Press Release
August 4, 2014

Villar launches LPPCHEA guide book for bird watchers

Sen. Cynthia Villar launched last Sunday a guide book for bird watchers at the Las Pinas-Paranaque Critical Habitat and Eco-Tourism Area (LPPCHEA), stressing further the importance of the area as a bird sanctuary.

The launch coincided with the 11th anniversary of the Wild Bird Club of the Philippines (WBCP), held at the Clubhouse of La Vista Village in Quezon City recently.

"With the publication of the book, we again took another step in bringing attention to LPPCHEA, and of course the birds of LPPCHEA," Villar said.

Villar said the importance of the habitat as a bird sanctuary and as an alternative recreation destination should be reiterated, especially in the face of threats of reclamation.

The publication of the 30-page booklet called "A Photographic Field Guide to the Birds of LPPCHEA" was funded by the Villar SIPAG (Social Institute for Poverty Alleviation and Governance). The content and photographs were provided by the Wild Bird Club with the help of the Department of Environment and Natural Resources- National Capital Region.

Villar recognized the role of the Wild Bird Club in proving that LPPCHEA is a bird sanctuary, thus the declaration by the Ramsar Convention that it is one of the most important wetlands in the world.

The 175-hectare LPPCHEA located in the Manila Bay is a protected area by virtue of Presidential Proclamation No. 1412.

"With this field guide, we hope to educate and raise the awareness of the general public to the diversity of species and the importance of the last mangrove island in southern Manila Bay," Mike Lu, Wild Bird Club founding president, said.

Villar, speaking before members of the Wild Bird Club, offered to help the group in pushing for the conservation of the Candaba Swamp in Pampanga as a bird sanctuary.

The booklet showcases 41 colored photographs of bird species found in the area, including the endangered Philippine Duck.

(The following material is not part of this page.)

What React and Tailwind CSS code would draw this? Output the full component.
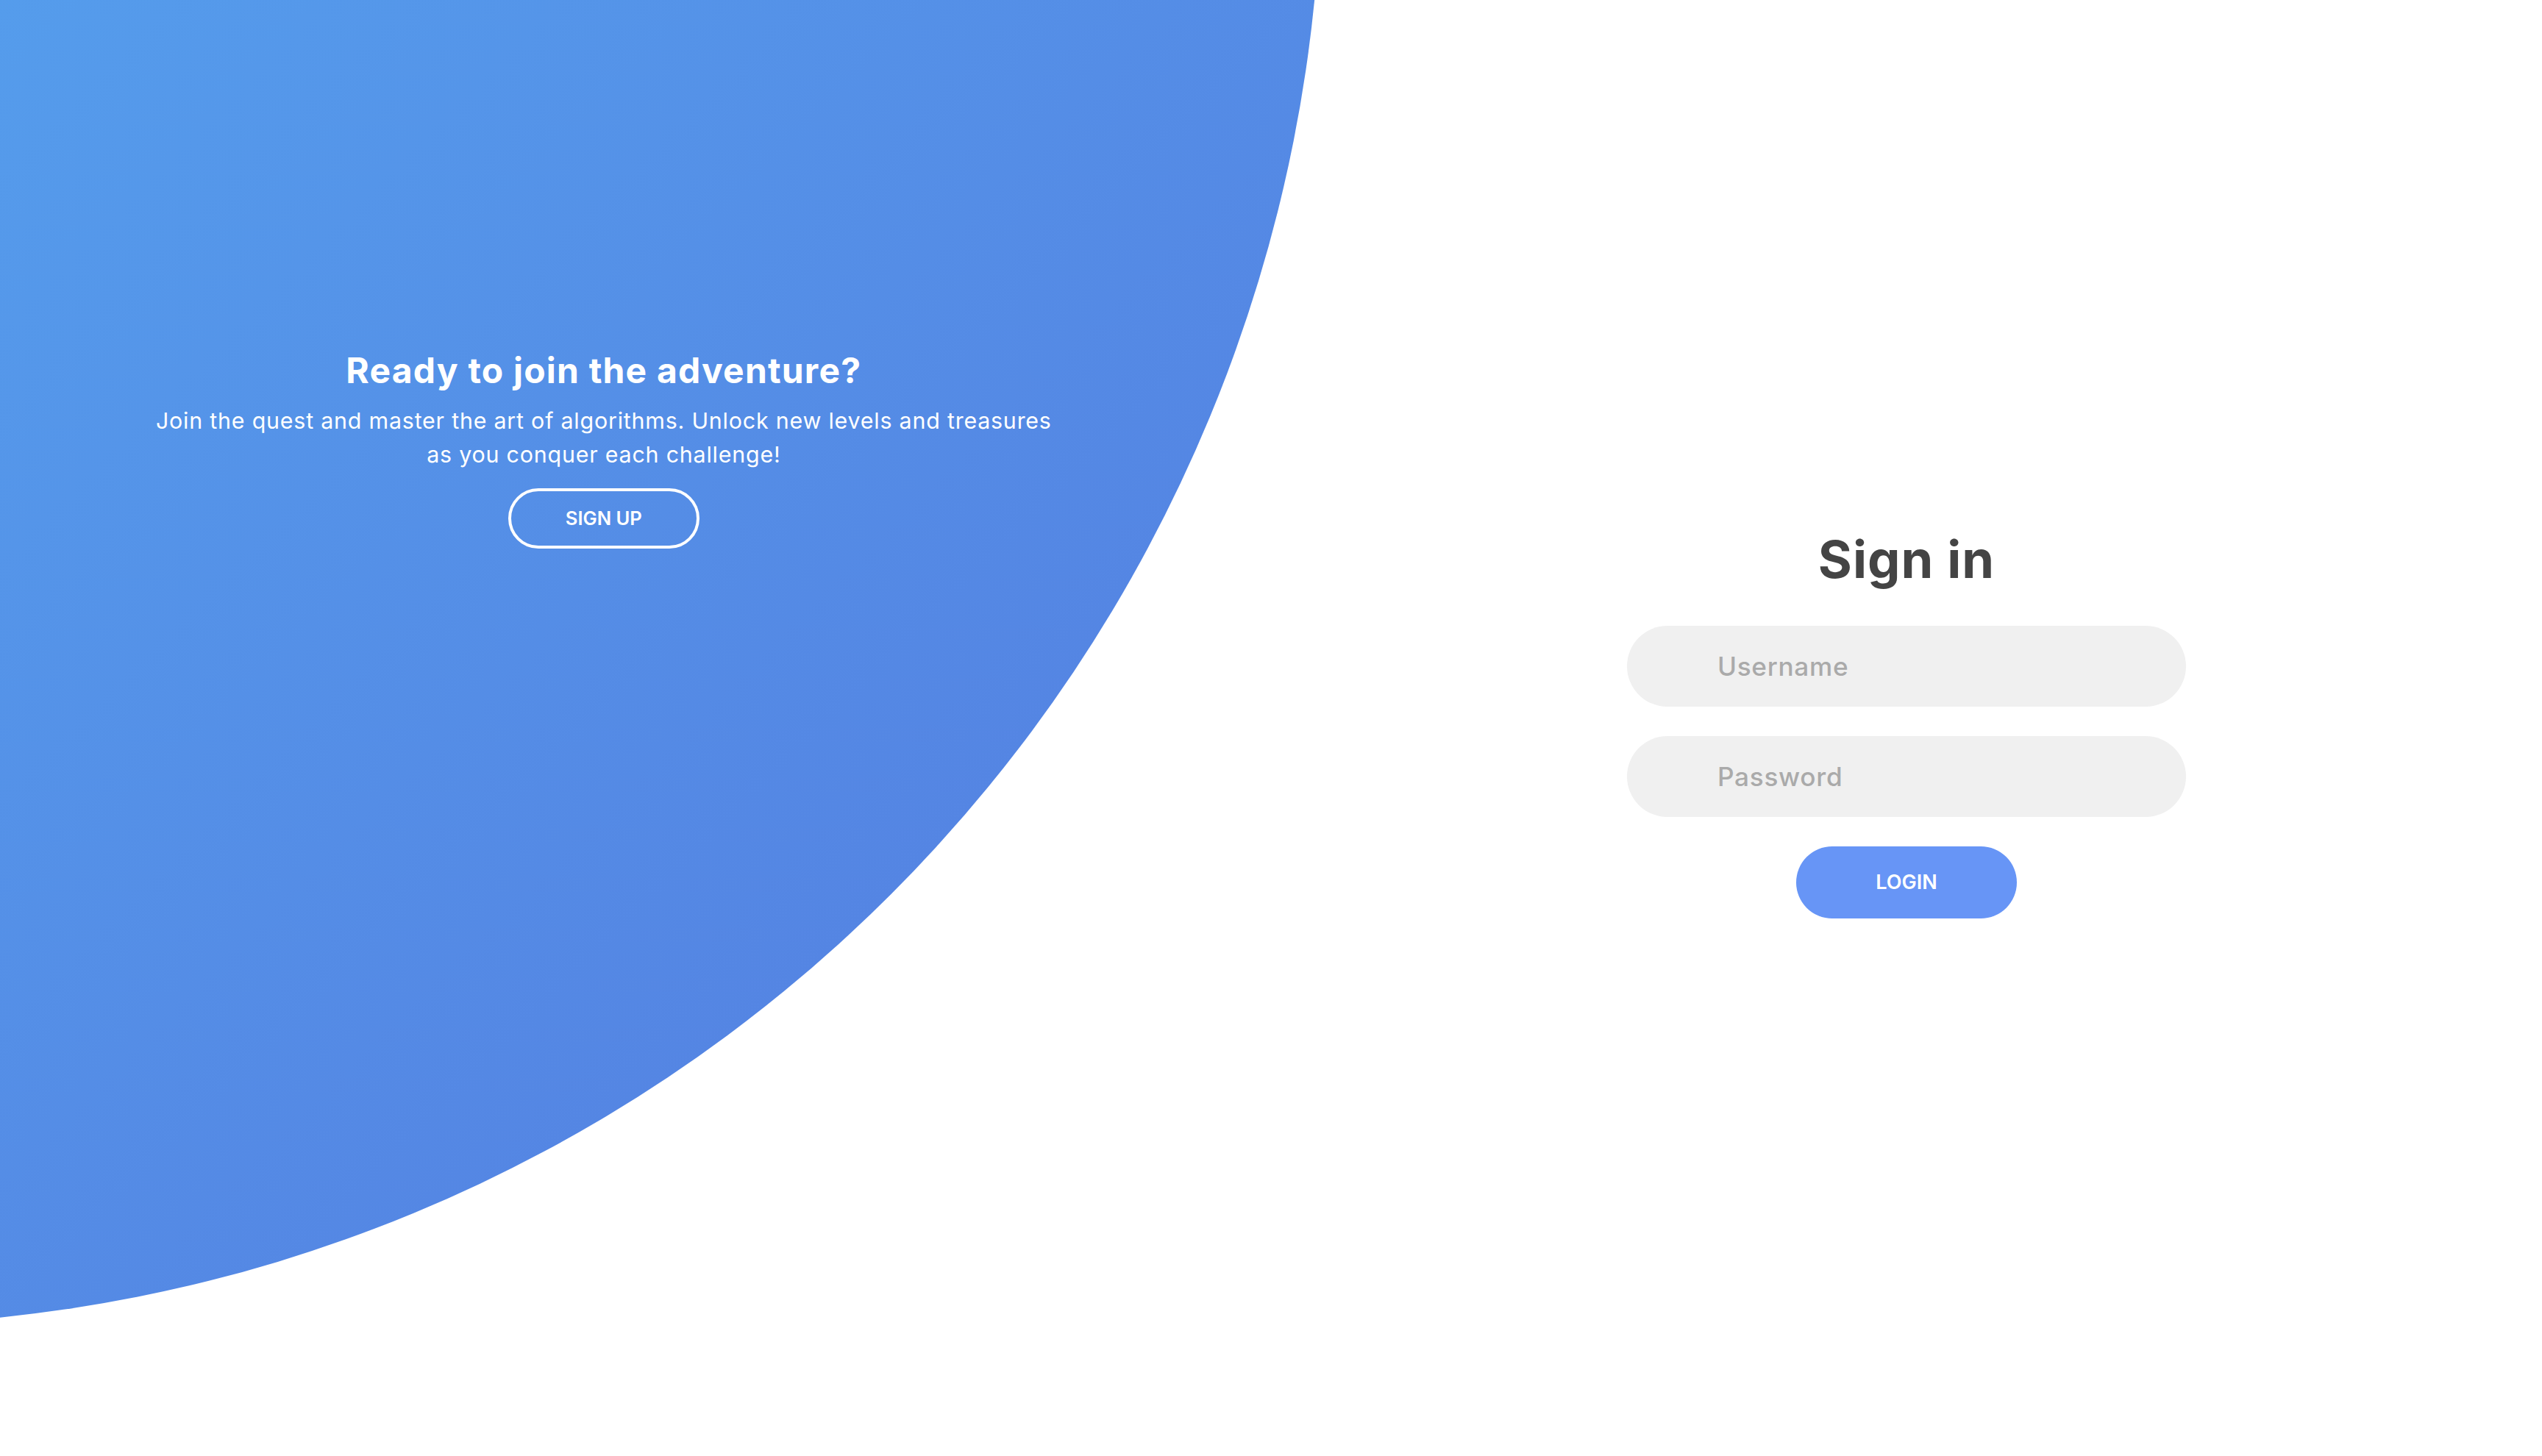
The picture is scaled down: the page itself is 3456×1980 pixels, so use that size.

Papan, as it is locally called, is being threatened due to over hunting and destruction of its habitat. LPPCHEA is the last known area in Metro Manila where it can be seen.

The other bird that frequent the area is the migratory bird Chinese Egret, a vulnerable kind with rapidly declining population. There is now only an estimated 10,000 adult Chinese Egrets in the world.

The Black-winged Stilt also visits LPPCHEA during migration season. Records show that the number of this kind of bird that visits the area makes up at least 1 % of their global population. This makes the site a critical area for the species.

"We will also come up with a guide book for plants and trees found in the area. We need to inform the public that this beautiful place exists, and that it has to be preserved and protected," Villar said.